Thursday, July 31, 2008

i'm feeling rough, i'm feeling raw, i'm in the prime of my life

caught red cliff.
I FREAKING DIDNT KNOW THERES A PART2!
how great. now i have to wait.

your royal hotness:



tony leung and his BIG nose.
dunno why his nose is super big in this movie.
is'it fake or is his character suppose to have a big nose?

ahhhows, ive been gg to interviews after interviews
have yet to find a company im comfortable with,
and those that i like? never response.
just my luck.
another round2 tmr, hopefully it'll turn out better than the previous one.

in other exciting news
the new HARRY POTTERRRRRRRRRR trailer is out.
its so dark, it sent chills down my spine!
click here to watch
i dunno why i cant embed it.
stupid youtube.

im gonna meet the twins in less than 10hours to go MUSTAFA!
goodnight.

Sunday, July 27, 2008

the gods.

after chatting with wiwi,
i came to a conclusion.

BODONI is FIRST-LOVE;


HELVETICA is FONT-GOD;


and UNCLE KARL is FASHION-FAIRY.


HEH. nerd talk, i know.
too bad i can only use arial, courier,georgia, times, trebuchet, verdana and webdings here.

ok, im really f*ing bored.

WHEN ARE MY FAV TWINS COMING BACK?!
I WANNA GO FLY KITE!

Monday, July 21, 2008

PR5

ARE WESLEY AND DANIEL TOGETHER?! OMG!


imagine, my fav and fenny's fav.
oh hai.

UPDATE*
source: Head of bravo programming Andy Cohen just let it slip on the project runway after show (*live*) on bravotv.com and christian looked a little apprehensive (if that is possible).
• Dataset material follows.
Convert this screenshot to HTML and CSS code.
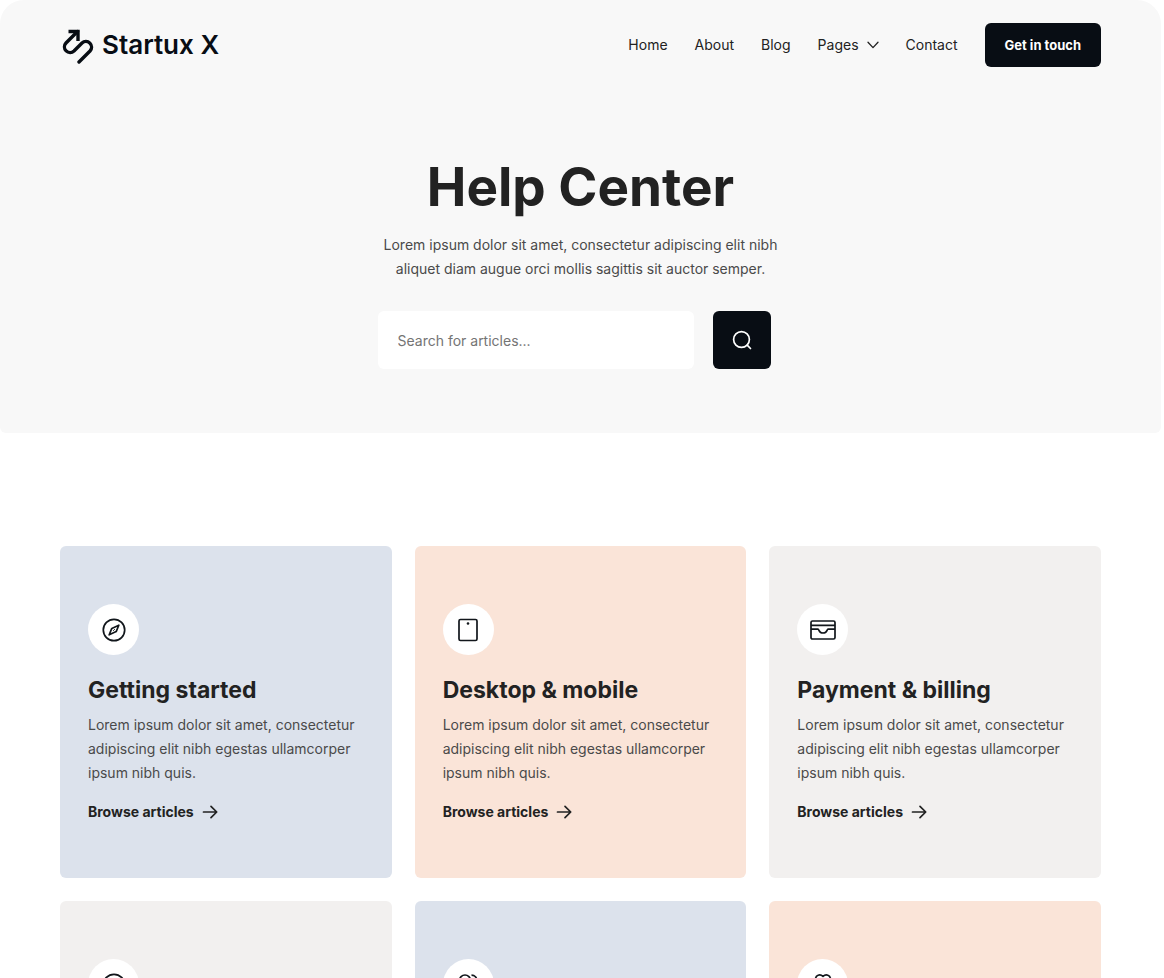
FILE: index.html
```html
<!DOCTYPE html>
<html lang="en">
<head>
<meta charset="utf-8">
<meta name="viewport" content="width=device-width, initial-scale=1">
<title>Help Center – Startux X</title>
<link rel="stylesheet" href="styles.css">
</head>
<body>
<div class="page">
  <div class="hero">
    <header class="header">
      <a class="logo" href="#">
        <svg class="logo-mark" viewBox="0 -2 32 38" fill="none" stroke="currentColor" stroke-width="3.4" aria-hidden="true">
          <path d="M6.500 3.500H16V13"/>
          <path d="M15.500 3.500 4 15A5.660 5.660 0 0 0 12 23L20 15A5.660 5.660 0 0 1 28 23L17 34" stroke-linecap="round"/>
        </svg>
        <span>Startux X</span>
      </a>
      <nav class="nav">
        <a href="#">Home</a>
        <a href="#">About</a>
        <a href="#">Blog</a>
        <a class="nav-pages" href="#">Pages
          <svg class="chevron" viewBox="0 0 12 8" fill="none" stroke="currentColor" stroke-width="1.3" stroke-linecap="round" stroke-linejoin="round" aria-hidden="true"><path d="M1 1.200 6 6.600 11 1.200"/></svg>
        </a>
        <a href="#">Contact</a>
        <a class="button" href="#">Get in touch</a>
      </nav>
    </header>
    <section class="intro">
      <h1>Help Center</h1>
      <p>Lorem ipsum dolor sit amet, consectetur adipiscing elit nibh aliquet diam augue orci mollis sagittis sit auctor semper.</p>
      <form class="search">
        <input class="search-input" type="search" placeholder="Search for articles..." aria-label="Search for articles">
        <button class="search-button" type="submit" aria-label="Search">
          <svg viewBox="0 0 20 20" fill="none" stroke="currentColor" stroke-width="1.7" stroke-linecap="round" aria-hidden="true"><circle cx="9.500" cy="9.500" r="7.900"/><path d="m15.200 15.200 3.300 3.300"/></svg>
        </button>
      </form>
    </section>
  </div>
  <main class="cards">
    <article class="card blue">
      <span class="icon"><svg viewBox="0 0 28 28" aria-hidden="true"><circle cx="14" cy="14" r="10.700"/><path d="M18.800 9.200 16.200 15.600 9.200 18.800 11.800 12.400Z"/><path d="m13.200 14.800 1.600-1.600" stroke-width="1"/></svg></span>
      <h2>Getting started</h2>
      <p>Lorem ipsum dolor sit amet, consectetur adipiscing elit nibh egestas ullamcorper ipsum nibh quis.</p>
      <a class="more" href="#">Browse articles <svg viewBox="0 0 16 14" aria-hidden="true"><path d="M1.500 7H14.500M9 1.300 14.700 7 9 12.700"/></svg></a>
    </article>
    <article class="card peach">
      <span class="icon"><svg viewBox="0 0 28 28" aria-hidden="true"><rect x="5" y="3.500" width="18" height="21" rx="1.500"/><circle class="dot" cx="14" cy="7.500" r="1.300"/></svg></span>
      <h2>Desktop &amp; mobile</h2>
      <p>Lorem ipsum dolor sit amet, consectetur adipiscing elit nibh egestas ullamcorper ipsum nibh quis.</p>
      <a class="more" href="#">Browse articles <svg viewBox="0 0 16 14" aria-hidden="true"><path d="M1.500 7H14.500M9 1.300 14.700 7 9 12.700"/></svg></a>
    </article>
    <article class="card gray">
      <span class="icon"><svg viewBox="0 0 28 28" aria-hidden="true"><rect x="2" y="5" width="24" height="18" rx="1.500"/><path d="M2 9.300H26M2 13.200H9C10.200 13.200 9.800 17 14 17S17.800 13.200 19 13.200H26"/></svg></span>
      <h2>Payment &amp; billing</h2>
      <p>Lorem ipsum dolor sit amet, consectetur adipiscing elit nibh egestas ullamcorper ipsum nibh quis.</p>
      <a class="more" href="#">Browse articles <svg viewBox="0 0 16 14" aria-hidden="true"><path d="M1.500 7H14.500M9 1.300 14.700 7 9 12.700"/></svg></a>
    </article>
    <article class="card gray">
      <span class="icon"><svg viewBox="0 0 28 28" aria-hidden="true"><circle cx="14" cy="14" r="10.700"/></svg></span>
    </article>
    <article class="card blue">
      <span class="icon"><svg viewBox="0 0 28 28" aria-hidden="true"><circle cx="11" cy="9.500" r="5.500"/><path d="M17.500 4.200C24.500 4.200 24.500 14.500 17.500 14.800M2 23C5 16 17 16 20 23M21 17.500C23 18 25 20 26 23"/></svg></span>
    </article>
    <article class="card peach">
      <span class="icon"><svg viewBox="0 0 28 28" aria-hidden="true"><path d="M14 5.400C11 2.600 6.500 4 6.500 8.400C6.500 13 14 18 14 18S21.500 13 21.500 8.400C21.500 4 17 2.600 14 5.400ZM3 19V25H25V19"/></svg></span>
    </article>
  </main>
</div>
</body>
</html>
```

FILE: styles.css
```css
* {
  box-sizing: border-box;
}

body {
  margin: 0;
  background: #fff;
  color: #222;
  font-family: Inter, "Liberation Sans", sans-serif;
  font-size: 14px;
  line-height: 24px;
}

.page {
  height: 100vh;
  margin-right: 3px;
  overflow: hidden;
}

a {
  color: inherit;
  text-decoration: none;
}

h1,
h2,
p {
  margin: 0;
}

.hero {
  padding: 23px 60px 64px;
  background: #f8f8f8;
  border-radius: 24px 24px 6px 6px;
}

.header {
  display: flex;
  align-items: center;
  justify-content: space-between;
}

.logo {
  display: flex;
  align-items: center;
  gap: 8px;
  padding-left: 2px;
  color: #080d14;
  font-size: 26px;
  font-weight: 600;
}

.logo-mark {
  width: 32px;
  height: 38px;
}

.nav {
  display: flex;
  align-items: center;
  gap: 27px;
}

.nav-pages {
  display: flex;
  align-items: center;
  gap: 8px;
}

.chevron {
  width: 12px;
  height: 8px;
}

.button {
  padding: 10px 20px;
  background: #080d14;
  border-radius: 6px;
  color: #fff;
  font-size: 13px;
  font-weight: 700;
}

.intro {
  display: flex;
  flex-direction: column;
  align-items: center;
  padding-top: 88px;
  text-align: center;
}

h1 {
  margin-bottom: 14px;
  font-size: 53px;
  font-weight: 700;
  line-height: 64px;
}

.intro p {
  max-width: 420px;
  color: #4a4a4a;
}

.search {
  display: flex;
  gap: 19px;
  width: 406px;
  margin-top: 30px;
}

.search-input {
  width: 316px;
  height: 58px;
  padding: 0 20px;
  border: 0;
  border-radius: 6px;
  background: #fff;
  color: #222;
  font: inherit;
}

.search-input::placeholder {
  color: #747474;
  opacity: 1;
}

.search-button {
  display: grid;
  place-items: center;
  width: 58px;
  height: 58px;
  padding: 0;
  border: 0;
  border-radius: 6px;
  background: #080d14;
  color: #fff;
}

.search-button svg {
  width: 20px;
  height: 20px;
}

.cards {
  display: grid;
  grid-template-columns: repeat(3, 1fr);
  gap: 23px;
  padding: 113px 60px;
}

.card {
  display: flex;
  flex-direction: column;
  align-items: flex-start;
  min-height: 332px;
  padding: 58px 28px 54px;
  border-radius: 6px;
}

.blue {
  background: #dce2ec;
}

.peach {
  background: #fae4d8;
}

.gray {
  background: #f2f0ef;
}

.icon {
  display: grid;
  place-items: center;
  width: 51px;
  height: 51px;
  border-radius: 50%;
  background: #fff;
}

.icon svg {
  width: 28px;
  height: 28px;
  fill: none;
  stroke: #11161b;
  stroke-width: 1.7;
  stroke-linejoin: round;
}

.icon .dot {
  fill: #11161b;
  stroke: none;
}

h2 {
  margin: 20px 0 8px;
  font-size: 23px;
  font-weight: 700;
  line-height: 30px;
}

.card p {
  color: #4a4a4a;
}

.more {
  display: flex;
  align-items: center;
  gap: 8px;
  margin-top: 15px;
  font-weight: 700;
}

.more svg {
  width: 16px;
  height: 14px;
  fill: none;
  stroke: currentColor;
  stroke-width: 1.7;
  stroke-linecap: round;
  stroke-linejoin: round;
}
```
He also confirmed that Wesley is indeed dating Daniel by telling them to "get married in California and be the first project runway supercouple"




love wesley!




grandpa's 93th.

happy birthday to my deeearest grandpa.
glorious 93th!
pics from the dinner:

nicole and her flower-girl dress
i look distorted.


im still "job-hunting" and label'ing myself as fresh-graduate.
how long more do i have to take this?!
im freaking outttt!
i wish someone would give me some answers.